Si no, ¿las experimentaciones son sólo procedimientos?

Exactamente. Creo que uno hace experimentos cuando ya no tiene na­da que decir.

Usted habla poco de teatro.

Todos hacemos tentativas en ese terreno. Yo también probé. Creo que quemé todo. Tal vez haya que ser más social que yo para armar buenos diálogos. Cuando todavía existía la RDA, Heiner Müller me visitó en muchas oportunidades, tenía pasa­porte y podía salir. No leí nada de él, pero tuvimos charlas muy interesan­tes.

¿Ha visto alguna obra de Mü­ller?

No. ¿Usted sí? ¿Se pueden mon­tar? Tienen tantas ideas. Cuando ve­nía a verme, Heiner Müller pensaba que yo les tenía miedo a las mujeres, y le dije que convenía que rempla­zara esa palabra por "respeto". Ac­tualmente, si uno es cortés con una mujer, la gente piensa que le tiene miedo, cuando es algo totalmente distinto. Realmente, es más bien gra­cioso.

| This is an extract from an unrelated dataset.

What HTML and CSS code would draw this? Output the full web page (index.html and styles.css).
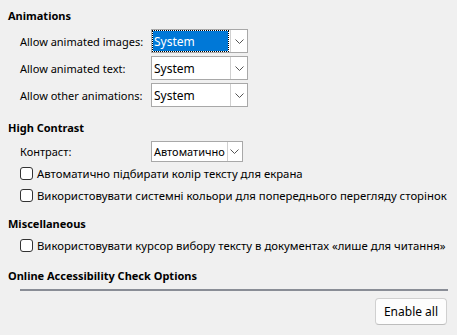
FILE: index.html
```html
<!DOCTYPE html>
<html>
<head>
  <title>Accessibility</title>
  <link rel="stylesheet" href="styles.css">
</head>
<body>
  <div class="page">
    <div class="section">
      <div class="title">Animations</div>
      <div class="rows">
        <div class="row">
          <label class="label">Allow animated images:</label>
          <div class="combo wide">
            <span class="value selected">System</span>
            <span class="arrow"><svg width="9" height="5" viewBox="0 0 9 5"><path d="M0.5 0.5 L4.5 4.5 L8.5 0.5" fill="none" stroke="#555" stroke-width="1"/></svg></span>
          </div>
        </div>
        <div class="row">
          <label class="label">Allow animated text:</label>
          <div class="combo wide">
            <span class="value">System</span>
            <span class="arrow"><svg width="9" height="5" viewBox="0 0 9 5"><path d="M0.5 0.5 L4.5 4.5 L8.5 0.5" fill="none" stroke="#555" stroke-width="1"/></svg></span>
          </div>
        </div>
        <div class="row">
          <label class="label">Allow other animations:</label>
          <div class="combo wide">
            <span class="value">System</span>
            <span class="arrow"><svg width="9" height="5" viewBox="0 0 9 5"><path d="M0.5 0.5 L4.5 4.5 L8.5 0.5" fill="none" stroke="#555" stroke-width="1"/></svg></span>
          </div>
        </div>
      </div>
    </div>

    <div class="section contrast">
      <div class="title">High Contrast</div>
      <div class="row">
        <label class="label">Контраст:</label>
        <div class="combo small">
          <span class="value">Автоматично</span>
          <span class="arrow"><svg width="9" height="5" viewBox="0 0 9 5"><path d="M0.5 0.5 L4.5 4.5 L8.5 0.5" fill="none" stroke="#555" stroke-width="1"/></svg></span>
        </div>
      </div>
      <div class="checks">
        <label class="check"><span class="box"></span>Автоматично підбирати колір тексту для екрана</label>
        <label class="check"><span class="box"></span>Використовувати системні кольори для попереднього перегляду сторінок</label>
      </div>
    </div>

    <div class="section misc">
      <div class="title">Miscellaneous</div>
      <div class="checks">
        <label class="check"><span class="box"></span>Використовувати курсор вибору тексту в документах «лише для читання»</label>
      </div>
    </div>

    <div class="section online">
      <div class="title">Online Accessibility Check Options</div>
      <div class="rule"></div>
      <div class="actions">
        <button class="btn">Enable all</button>
      </div>
    </div>
  </div>
</body>
</html>
```

FILE: styles.css
```css
body {
  margin: 0;
  background-color: #f0f0f0;
  font-family: "Noto Sans", "Open Sans", sans-serif;
  font-size: 11px;
  color: #000;
  white-space: nowrap;
}

.page {
  padding: 6px 9px 0 8px;
}

.title {
  font-weight: bold;
  height: 20px;
  line-height: 20px;
}

.rows {
  display: flex;
  flex-direction: column;
  gap: 3px;
  margin-top: 3px;
}

.row {
  display: flex;
  align-items: center;
}

.label {
  width: 143px;
  padding-left: 12px;
  box-sizing: border-box;
  flex: none;
}

.combo {
  display: flex;
  border: 1px solid #a8a8a8;
  background-color: #fff;
  box-sizing: border-box;
  font-size: 12px;
}

.combo.wide {
  width: 97px;
  height: 24px;
}

.combo.small {
  width: 92px;
  height: 21px;
  font-size: 11px;
}

.value {
  flex: 1;
  display: flex;
  align-items: center;
  padding-left: 1px;
  margin: 1px 2px 1px 1px;
}

.value.selected {
  background-color: #0078d7;
  color: #fff;
  outline: 1px dotted #000;
  outline-offset: 0;
}

.arrow {
  width: 16px;
  display: flex;
  align-items: center;
  justify-content: center;
  border-left: 1px solid #d0d0d0;
}

.contrast {
  margin-top: 11px;
}

.contrast .row {
  margin-top: 3px;
}

.checks {
  display: flex;
  flex-direction: column;
  gap: 8px;
  margin-top: 4px;
}

.check {
  display: flex;
  align-items: center;
  gap: 4px;
  padding-left: 12px;
  height: 14px;
  font-size: 11.35px;
}

.box {
  width: 11px;
  height: 11px;
  border: 1px solid #333;
  border-radius: 3px;
  background-color: #fff;
  flex: none;
}

.misc {
  margin-top: 12px;
}

.misc .checks {
  margin-top: 4px;
}

.online {
  margin-top: 14px;
}

.rule {
  margin: 3px 0 0 12px;
  height: 2px;
  background-color: #898d96;
}

.actions {
  display: flex;
  justify-content: flex-end;
  margin-top: 7px;
}

.btn {
  width: 72px;
  height: 27px;
  margin-right: 1px;
  background-color: #fdfdfd;
  border: 1px solid #d0d0d0;
  border-bottom-color: #bdbdbd;
  border-radius: 4px;
  font-family: inherit;
  font-size: 12px;
  color: #000;
}
```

Usted tradujo a autores france­ses como Rivarol y Chamfort. ¿Dón­de radica para usted la diferencia entre el francés y el alemán?

Cuando leo traducciones mías al francés, me da la impresión de que ganaron y perdieron en igual propor­ción. Riviere decía que el alemán es intelectualmente el hombre de lo uno y lo otro mientras que el francés es el hombre de lo uno o lo otro. El francés es capaz de aportar más claridad a un texto, mientras que el ale­mán es capaz de una mayor profun­didad. En este sentido, cuando leo una buena traducción, tengo la im­presión de que mi texto ganó en ra­cionalidad. Me leo como quien lee a un autor nuevo, pero perdió en pro­fundidad, ese famoso aspecto de lo uno y lo otro. De todos modos es un placer, ¡no sabía que podía ser tan ocurrente!